### DATA EXCERPT ###

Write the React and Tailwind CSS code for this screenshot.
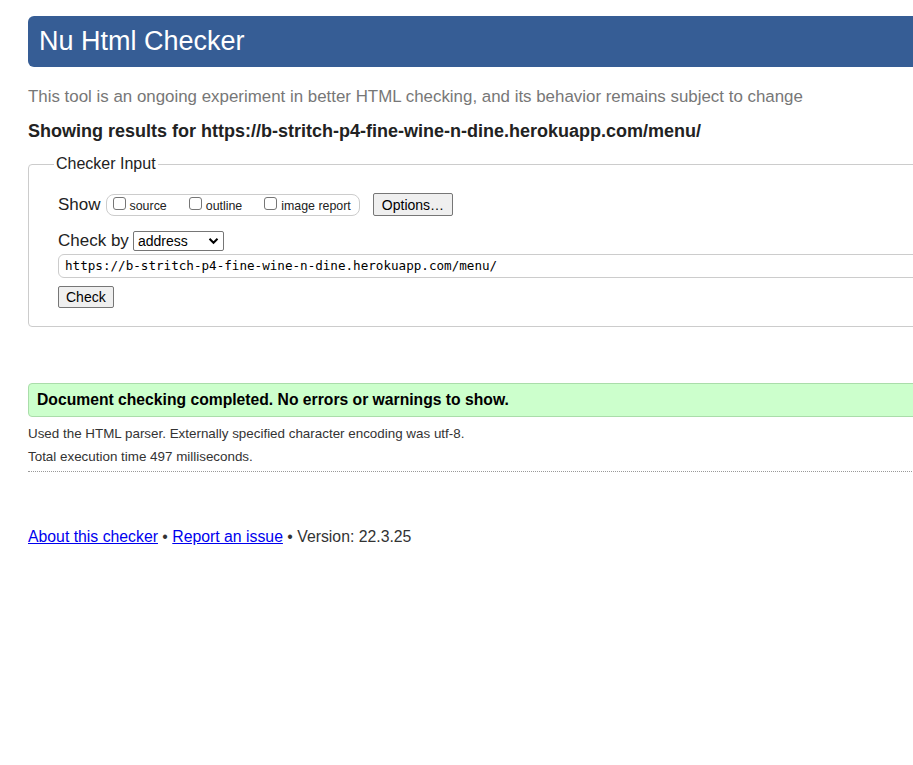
const url = "https://b-stritch-p4-fine-wine-n-dine.herokuapp.com/menu/";

const Checkbox = ({ label }) => (
  <label className="flex items-center mr-[22px] last:mr-0">
    <span className="w-[13px] h-[13px] border border-[#767676] rounded-[3px] bg-white mr-[4px] mt-[-3px]" />
    <span className="text-[12.4px] leading-[14px] mt-[2px]">{label}</span>
  </label>
);

const Button = ({ children, className = "" }) => (
  <button
    className={`h-[22px] px-[7px] text-[14px] leading-[16px] text-black bg-[#efefef] border border-[#767676] rounded-[2px] ${className}`}
  >
    {children}
  </button>
);

export default function App() {
  return (
    <div
      className="w-full min-h-[765px] overflow-hidden bg-white text-[#222]"
      style={{ fontFamily: '"Liberation Sans", Arial, sans-serif' }}
    >
      <div className="w-[1100px] pl-[28px]">
        <h1 className="mt-[16px] h-[51px] flex items-center pl-[11px] bg-[#365d95] rounded-l-[6px] text-white text-[27px] font-normal pb-[1px]">
          Nu Html Checker
        </h1>

        <p className="mt-[20px] text-[16.9px] leading-[19px] text-[#777]">
          This tool is an ongoing experiment in better HTML checking, and its behavior remains subject to change
        </p>

        <p className="mt-[15px] text-[18px] leading-[21px] font-bold">
          Showing results for {url}
        </p>

        <fieldset className="mt-[12px] border border-[#ccc] rounded-[4px] pl-[29px] pb-[17px]">
          <legend className="ml-[-4px] px-[2px] text-[16px] leading-[20px]">Checker Input</legend>

          <div className="mt-[19px] flex items-center h-[23px]">
            <span className="text-[17px] leading-[20px] mr-[5px]">Show</span>
            <div className="flex items-center h-[22px] pl-[6px] pr-[8px] border border-[#ccc] rounded-[8px]">
              <Checkbox label="source" />
              <Checkbox label="outline" />
              <Checkbox label="image report" />
            </div>
            <Button className="ml-[13px] h-[23px] px-[8px]">Options…</Button>
          </div>

          <div className="mt-[15px] flex items-center h-[20px]">
            <span className="text-[17px] leading-[20px] mr-[4px]">Check by</span>
            <div className="w-[91px] h-[20px] flex items-center justify-between pl-[4px] pr-[4px] border border-[#767676] rounded-[2px] text-[14px] leading-[16px] text-black">
              <span>address</span>
              <svg width="11" height="8" viewBox="0 0 11 8">
                <path d="M1.5 1.8 L5.5 5.8 L9.5 1.8" fill="none" stroke="#000" strokeWidth="2" />
              </svg>
            </div>
          </div>

          <div className="mt-[3px] h-[24px] flex items-center pl-[6px] border border-[#ccc] rounded-[6px]">
            <span
              className="text-[12.6px] leading-[16px] text-black"
              style={{ fontFamily: '"DejaVu Sans Mono", "Liberation Mono", monospace' }}
            >
              {url}
            </span>
          </div>

          <Button className="mt-[8px]">Check</Button>
        </fieldset>

        <div className="mt-[56px] h-[34px] flex items-center pl-[8px] bg-[#ccffcc] border border-[#aaddaa] rounded-[4px]">
          <span className="text-[15.7px] leading-[18px] font-bold text-black">
            Document checking completed. No errors or warnings to show.
          </span>
        </div>

        <p className="mt-[9px] text-[13.4px] leading-[16px] text-[#333]">
          Used the HTML parser. Externally specified character encoding was utf-8.
        </p>
        <p className="mt-[7px] text-[13.4px] leading-[16px] text-[#333]">
          Total execution time 497 milliseconds.
        </p>
        <div className="mt-[6px] border-b border-dotted border-[#999]" />

        <p className="mt-[56px] text-[15.8px] leading-[18px] text-[#333]">
          <a href="#" className="text-[#0000ee] underline">About this checker</a>
          {" • "}
          <a href="#" className="text-[#0000ee] underline">Report an issue</a>
          {" • Version: 22.3.25"}
        </p>
      </div>
    </div>
  );
}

###

=== TASK OBJECTIVE ===
Leave out all pictures, then copy the remaining material exactly.

=== EXERCISE RESULT ===
Write the React and Tailwind CSS code for this screenshot.
const url = "https://b-stritch-p4-fine-wine-n-dine.herokuapp.com/menu/";

const Checkbox = ({ label }) => (
  <label className="flex items-center mr-[22px] last:mr-0">
    <span className="w-[13px] h-[13px] border border-[#767676] rounded-[3px] bg-white mr-[4px] mt-[-3px]" />
    <span className="text-[12.4px] leading-[14px] mt-[2px]">{label}</span>
  </label>
);

const Button = ({ children, className = "" }) => (
  <button
    className={`h-[22px] px-[7px] text-[14px] leading-[16px] text-black bg-[#efefef] border border-[#767676] rounded-[2px] ${className}`}
  >
    {children}
  </button>
);

export default function App() {
  return (
    <div
      className="w-full min-h-[765px] overflow-hidden bg-white text-[#222]"
      style={{ fontFamily: '"Liberation Sans", Arial, sans-serif' }}
    >
      <div className="w-[1100px] pl-[28px]">
        <h1 className="mt-[16px] h-[51px] flex items-center pl-[11px] bg-[#365d95] rounded-l-[6px] text-white text-[27px] font-normal pb-[1px]">
          Nu Html Checker
        </h1>

        <p className="mt-[20px] text-[16.9px] leading-[19px] text-[#777]">
          This tool is an ongoing experiment in better HTML checking, and its behavior remains subject to change
        </p>

        <p className="mt-[15px] text-[18px] leading-[21px] font-bold">
          Showing results for {url}
        </p>

        <fieldset className="mt-[12px] border border-[#ccc] rounded-[4px] pl-[29px] pb-[17px]">
          <legend className="ml-[-4px] px-[2px] text-[16px] leading-[20px]">Checker Input</legend>

          <div className="mt-[19px] flex items-center h-[23px]">
            <span className="text-[17px] leading-[20px] mr-[5px]">Show</span>
            <div className="flex items-center h-[22px] pl-[6px] pr-[8px] border border-[#ccc] rounded-[8px]">
              <Checkbox label="source" />
              <Checkbox label="outline" />
              <Checkbox label="image report" />
            </div>
            <Button className="ml-[13px] h-[23px] px-[8px]">Options…</Button>
          </div>

          <div className="mt-[15px] flex items-center h-[20px]">
            <span className="text-[17px] leading-[20px] mr-[4px]">Check by</span>
            <div className="w-[91px] h-[20px] flex items-center justify-between pl-[4px] pr-[4px] border border-[#767676] rounded-[2px] text-[14px] leading-[16px] text-black">
              <span>address</span>
              <svg width="11" height="8" viewBox="0 0 11 8">
                <path d="M1.5 1.8 L5.5 5.8 L9.5 1.8" fill="none" stroke="#000" strokeWidth="2" />
              </svg>
            </div>
          </div>

          <div className="mt-[3px] h-[24px] flex items-center pl-[6px] border border-[#ccc] rounded-[6px]">
            <span
              className="text-[12.6px] leading-[16px] text-black"
              style={{ fontFamily: '"DejaVu Sans Mono", "Liberation Mono", monospace' }}
            >
              {url}
            </span>
          </div>

          <Button className="mt-[8px]">Check</Button>
        </fieldset>

        <div className="mt-[56px] h-[34px] flex items-center pl-[8px] bg-[#ccffcc] border border-[#aaddaa] rounded-[4px]">
          <span className="text-[15.7px] leading-[18px] font-bold text-black">
            Document checking completed. No errors or warnings to show.
          </span>
        </div>

        <p className="mt-[9px] text-[13.4px] leading-[16px] text-[#333]">
          Used the HTML parser. Externally specified character encoding was utf-8.
        </p>
        <p className="mt-[7px] text-[13.4px] leading-[16px] text-[#333]">
          Total execution time 497 milliseconds.
        </p>
        <div className="mt-[6px] border-b border-dotted border-[#999]" />

        <p className="mt-[56px] text-[15.8px] leading-[18px] text-[#333]">
          <a href="#" className="text-[#0000ee] underline">About this checker</a>
          {" • "}
          <a href="#" className="text-[#0000ee] underline">Report an issue</a>
          {" • Version: 22.3.25"}
        </p>
      </div>
    </div>
  );
}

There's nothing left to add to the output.